In Gaza, which has been blockaded with western backing and regional complicity since democratic elections five years ago, friends and family tell me the response is a mixture of anger, suspicion and uncertainty about the future. Fellow blogger Mohammed Suliman told me he found the revelations, chief among them that Mahmoud Abbas’s Palestinian Authority offered to concede almost all of East Jerusalem, “shocking but not unpredictable”, referring to them as a “tragicomedy”. “I just can’t understand who on earth nominated this man to speak for the Palestinians? When he says, ‘WE’ who the hell are we? Working 20 years in the field never gives him the right to give up on one metre of the land, to divide, bargain and sell.”
The willingness to give up more than 10% of the West Bank and large portions of East Jerusalem, from where his family originally hails, is the most painfully startling part, he added.
The papers also confirm the intransigence of Israel in the face of the most compromising of Palestinians positions. What the Palestinians would appallingly propose to give up, the Israelis would continue not only to withhold, but retreat even further by way of increased land theft and colonization, all while the Americans stood by. It is a searing indictment not just of the Palestinian Authority and their collaboration and ineffectualness, but more pertinently of Israel and its arrogance and intractability. Karma Nabsli describes them as revelatory of the mechanism of negotiations themselves-how colonial they were, as well as a long evolution of de-democratization.
Lina al-Sharif, a friend and author of the blog “360 Km2 of Chaos”, told me she was irritated by the western media focus on Palestinian desperation and incompetency, rather than Israeli and American intransigence. “This shouldn’t just be an exposé of the PA, but also of Israel. And the US was witnessing all this and calling itself ‘an honest broker’! This is just yet another hit to the already dead peace process.”
Evidence has never been more compelling that the Israelis have always had their “partner for peace” – they have simply chosen to neglect them, and propose an alternative fiction in which there was none, irrespective of which Palestinian party was in power.
Because of this, some believe that the papers may actually be bolstering support for Mahmoud Abbas and his posse, whom they see as victims. True, the papers lay out the extent of the Palestinian Authority’s complicity and capitulation. But journalist Fares Ghoul says they also serve to undermine what little credibility Mahmoud Abbas’s Ramallah-based Palestinian Authority has, and questions the motives and timing behind their release. “We should focus on the day: what is going on today? The PA is doing well by resisting pressure to resume negotiations while settlement construction goes on.”
In a bitter irony, and a stark reminder of the conditions many Palestinians in Gaza continue to live under, some cousins and friends there were not yet even aware of the revelations when I spoke with them, because they had no electricity.

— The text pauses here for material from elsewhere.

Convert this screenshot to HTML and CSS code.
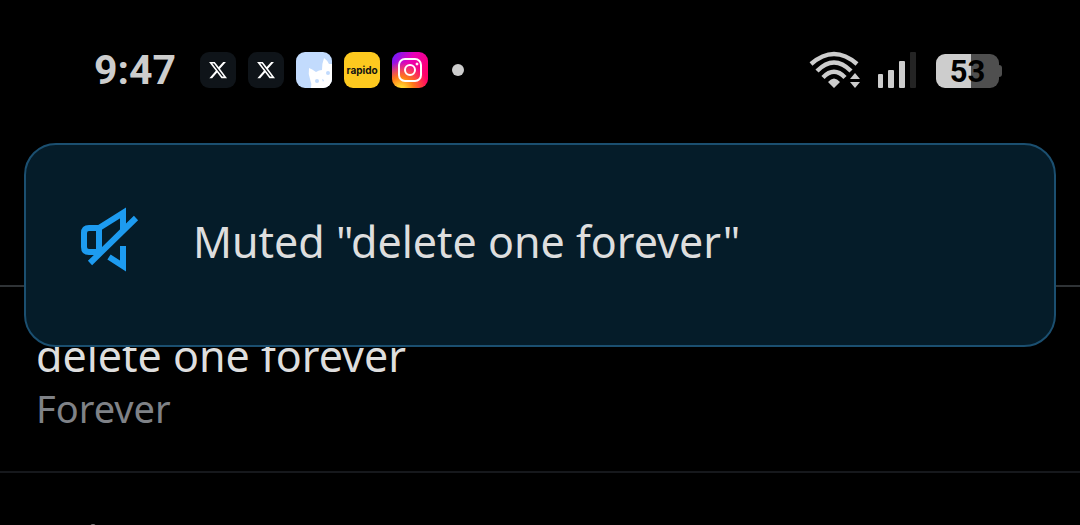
FILE: index.html
```html
<!DOCTYPE html>
<html lang="en">
<head>
<meta charset="utf-8">
<meta name="viewport" content="width=device-width, initial-scale=1">
<title>Muted words</title>
<link rel="stylesheet" href="styles.css">
</head>
<body>
<div class="screen">
  <header class="status-bar">
    <time class="clock">9:47</time>
    <div class="notifications">
      <span class="app app-x"><svg viewBox="0 0 24 24" width="20" height="20"><path fill="#fff" d="M18.244 2.25h3.308l-7.227 8.26 8.502 11.24H16.17l-5.214-6.817L4.99 21.75H1.68l7.73-8.835L1.254 2.25H8.08l4.713 6.231zm-1.161 17.52h1.833L7.084 4.126H5.117z"/></svg></span>
      <span class="app app-x"><svg viewBox="0 0 24 24" width="20" height="20"><path fill="#fff" d="M18.244 2.25h3.308l-7.227 8.26 8.502 11.24H16.17l-5.214-6.817L4.99 21.75H1.68l7.73-8.835L1.254 2.25H8.08l4.713 6.231zm-1.161 17.52h1.833L7.084 4.126H5.117z"/></svg></span>
      <span class="app app-cat"><svg viewBox="0 0 36 36" width="36" height="36"><path fill="#fff" d="M13 16Q16 17 20 20Q23 18 26 18Q26 11 28 6Q31 8 33 12L36 12V36H15Q16 32 14 27Q12 22 13 16Z"/><circle cx="21" cy="29" r="2" fill="#c2dbfd"/><circle cx="32" cy="21" r="2" fill="#c2dbfd"/><path fill="#c2dbfd" d="M26 27l2 1-1 2z"/></svg></span>
      <span class="app app-rapido">rapido</span>
      <span class="app app-instagram"><svg viewBox="0 0 36 36" width="36" height="36" fill="none" stroke="#fff" stroke-width="2"><rect x="7" y="7" width="22" height="22" rx="6"/><circle cx="18" cy="18" r="5"/><circle cx="25" cy="12" r="1" fill="#fff" stroke-width="1"/></svg></span>
      <span class="more-dot"></span>
    </div>
    <div class="indicators">
      <svg class="wifi" viewBox="808 50 54 40" width="54" height="40" fill="none" stroke="#cdcdcd" stroke-width="4.4"><path d="M811 64Q834 44 857 64M817 71Q834 54 851 71M823 77.500Q834 66 845 77.500"/><path fill="#cdcdcd" stroke="none" d="M828 82Q834 75 840 82L834 88ZM850 79L855 73L860 79ZM850 82H860L855 88Z"/></svg>
      <svg class="signal" viewBox="877 50 40 40" width="40" height="40" fill="#cdcdcd"><rect x="878" y="74" width="5" height="14" rx="1"/><rect x="888" y="70" width="6" height="18" rx="1"/><rect x="899" y="61" width="6" height="27" rx="1"/><rect x="910" y="52" width="6" height="36" rx="1" fill="#242424"/></svg>
      <span class="battery">53</span>
    </div>
  </header>
  <main class="word-list">
    <section class="word-row">
      <h2 class="word">delete one forever</h2>
      <p class="duration">Forever</p>
    </section>
    <section class="word-row next-row"><span class="row-tip"></span></section>
  </main>
  <div class="toast" role="status">
    <svg class="mute-icon" viewBox="80 206 60 66" width="60" height="66" fill="none" stroke="#1d9bf0" stroke-width="6"><path d="M99 227H89Q84 227 84 232V246Q84 251 89 251H99ZM99 227L123 212V229M90 262L136 217M109 256L123 265V245"/></svg>
    <p class="toast-text">Muted "delete one forever"</p>
  </div>
</div>
</body>
</html>
```
FILE: styles.css
```css
* { box-sizing: border-box; }
body { margin: 0; background: #000; color: #dedede; font-family: "Noto Sans", sans-serif; }
h2, p { margin: 0; font-weight: 400; }
svg { display: block; }
.screen { position: relative; height: 100vh; overflow: hidden; }

.status-bar { display: flex; align-items: center; height: 140px; padding: 0 78px 0 94px; }
.clock { color: #cdcdcd; font: 700 41px/40px Roboto, sans-serif; }
.notifications { display: flex; align-items: center; gap: 12px; margin-left: 24px; }
.app { display: flex; align-items: center; justify-content: center; width: 36px; height: 36px; border-radius: 9px; overflow: hidden; }
.app-x { background: #0f1419; }
.app-cat { background: #c2dbfd; }
.app-rapido { background: #fdc91f; color: #111; font: 700 10px/12px Inter, sans-serif; }
.app-instagram { background: radial-gradient(circle at 25% 105%, #ffd22e 8%, #ff7a18 28%, transparent 60%), linear-gradient(125deg, #6a1cff 4%, #e800b8 38%, #ff0069 80%); }
.more-dot { width: 12px; height: 12px; margin-left: 12px; border-radius: 50%; background: #cdcdcd; }
.indicators { display: flex; align-items: center; margin-left: auto; }
.signal { margin-left: 15px; }
.battery { position: relative; width: 63px; height: 34px; margin: 2px 3px 0 19px; border-radius: 9px; background: linear-gradient(90deg, #cdcdcd 56%, #4f4f4f 56%); color: #000; font: 700 31px/36px Roboto, sans-serif; text-align: center; }
.battery::after { content: ""; position: absolute; left: 100%; top: 11px; width: 3px; height: 12px; border-radius: 0 3px 3px 0; background: #4f4f4f; }

.word-list { margin-top: 145px; }
.word-row { padding: 42px 36px 38px; border-top: 2px solid #2f3336; }
.word { font-size: 43px; line-height: 54px; }
.duration { color: #7f8287; font-size: 38px; line-height: 50px; }
.next-row { border-color: #16181c; padding-top: 51px; padding-left: 90px; }
.row-tip { display: block; width: 6px; height: 6px; border-radius: 50%; background: #777; }

.toast { position: absolute; top: 143px; left: 24px; right: 24px; display: flex; align-items: center; gap: 53px; height: 204px; padding: 0 54px 10px; border: 2px solid #1b4f70; border-radius: 32px; background: #051c29; }
.toast-text { padding-top: 4px; font-size: 43px; line-height: 56px; }
```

“This might make you laugh or cry – or maybe both – but some people didn’t hear about these documents yet because of the continuous power cuts in the Gaza Strip,” my cousin told me.

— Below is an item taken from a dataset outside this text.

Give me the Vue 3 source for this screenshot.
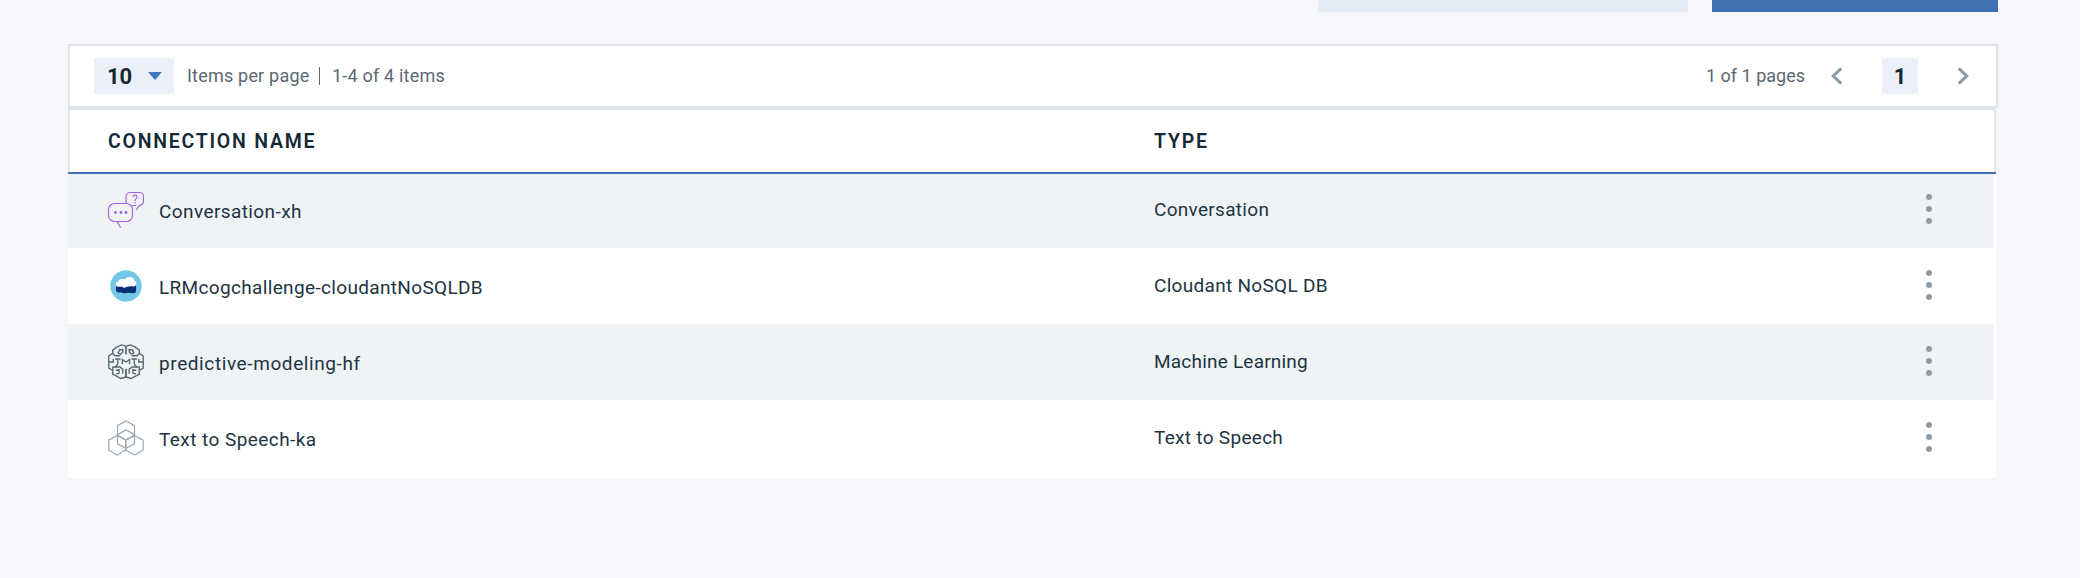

Gaza continues to suffer from extended power outages since Israel bombed the only power plant there in the summer of 2006. Two years after Israel’s brutal assault, the Strip remains under intense blockade, stifling development, prosperity, and freedoms (the subject, reportedly, of tonight’s latest reveal).
And although Palestine papers was a trending topic on Twitter, 25-year-old computer engineer Ola Anan says not everybody in Gaza cared to tune in. “Last night during al-Jazeera’s broadcast, my father and I were the only ones interested in watching the whole program, my mother was rambling that it’s not breaking news that the PA heads are traitors, and my brother asked me to put the volume down so that he could study for his exam!”
We are unlikely to ever learn who leaked the documents. An insider, an outsider … a combination? Some members of Fateh were quick to point fingers at one-time Gaza strongman Mohammed Dahlan, who is rumoured to be out of favour with Mahmoud Abbas (and who, incidentally, was curiously absent from the Papers). But there are enough disgruntled Palestinian negotiators with motives. One former negotiator with the PLO’s British-Scandinavian backed Negotiations Support Unit (NSU), from where the leak is rumoured to have originated, told me “we always ‘knew’ but didn’t really know the intimate details and the inside jokes. It is a level of unparalleled desperation.” Another confided that several years ago they were fed up with the cronyism, incompetence and lack of leadership within the Palestinian Authority, saying: “I can’t handle losing when my side doesn’t even try.”